Hawker Siddeley H.S.121 1E-140 Trident – c/n 2136

With Channel from May 1968 to Dec 1971

It was no doubt with wide-eyed surprise, that the airline and aviation industry reacted to the Channel Airways £8 million order for five Hawker Siddeley Tridents in 1967. Having long been established as a primarily budget operation, the purchase of such aircraft was a massive departure from Channel’s well known policy of buying rugged airliners that were generally cheap, easy to maintain and relatively simple to operate. Indeed, while the Trident would not go on to become a commercial success, thanks to most British aircraft manufacturer’s penchant for constructing their products to the demands of the national carriers rather than the international market, this aircraft nevertheless heralded in a number of new and innovative features such as the world’s first automated landing system (although to save costs, this would not be fitted to Channel’s aircraft) while it was also one of the first to be equipped with the anti-stall, stick shaker mechanism. Sufficed to say, for the time it was a complicated machine to both maintain and operate, making Channel’s decision to buy them a somewhat curious one.
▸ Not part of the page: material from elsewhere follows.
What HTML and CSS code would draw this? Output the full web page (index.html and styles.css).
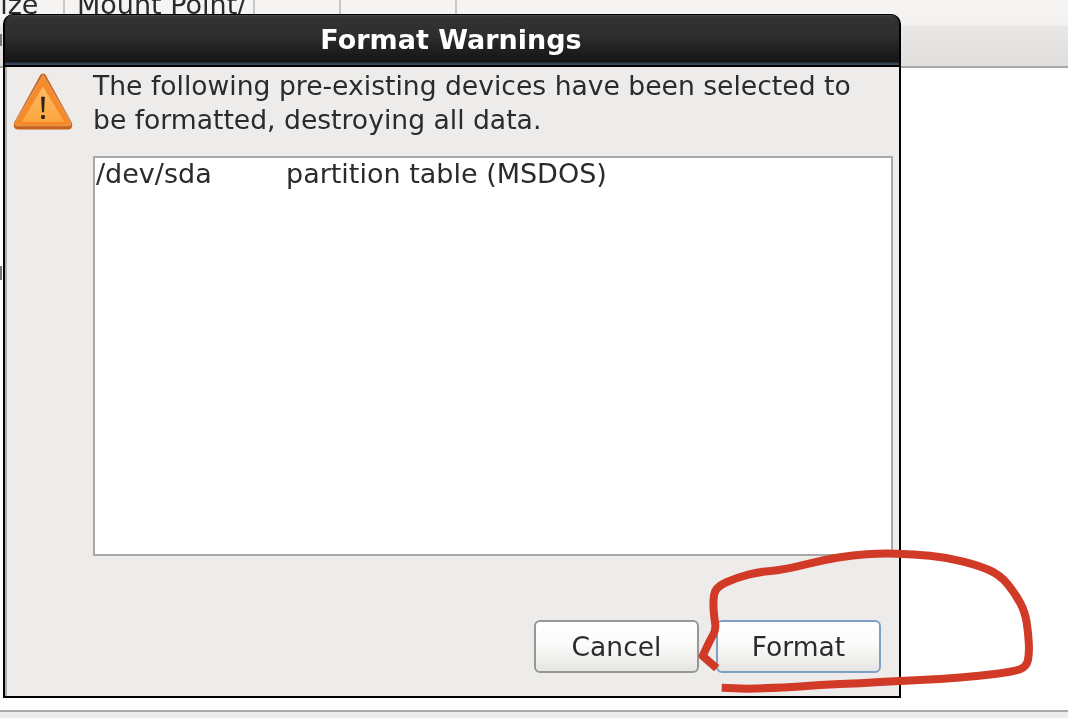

However, this procurement more than likely came about due to three factors: 1) Channel’s ongoing attempt to keep up with its competitors which was partially achieved by operating more modern equipment 2) The fact that these Tridents were some of the last 1 series airframes to come off of the production line and as such, Hawker Siddeley seemingly had no issue with disposing of them at a heavily reduced price and 3) Channel being offered a new, 7 across ‘family’ seating option in the forward part of the cabin that would enable these Tridents to carry 139 passengers rather than the standard 115. So on May 10th 1968, Trident Yankee Bravo became the first of two aircraft to arrive at Southend, the same day incidentally as one of its newly purchased 1-11s – G-AWEJ; although this was actually a pre-delivery flight, rather than the official handover which would take place at Stansted on May 31st. On June 1st she took to the air on her first service for the airline and would henceforth spend a good deal of her time flying from Stansted or airports on the Continent.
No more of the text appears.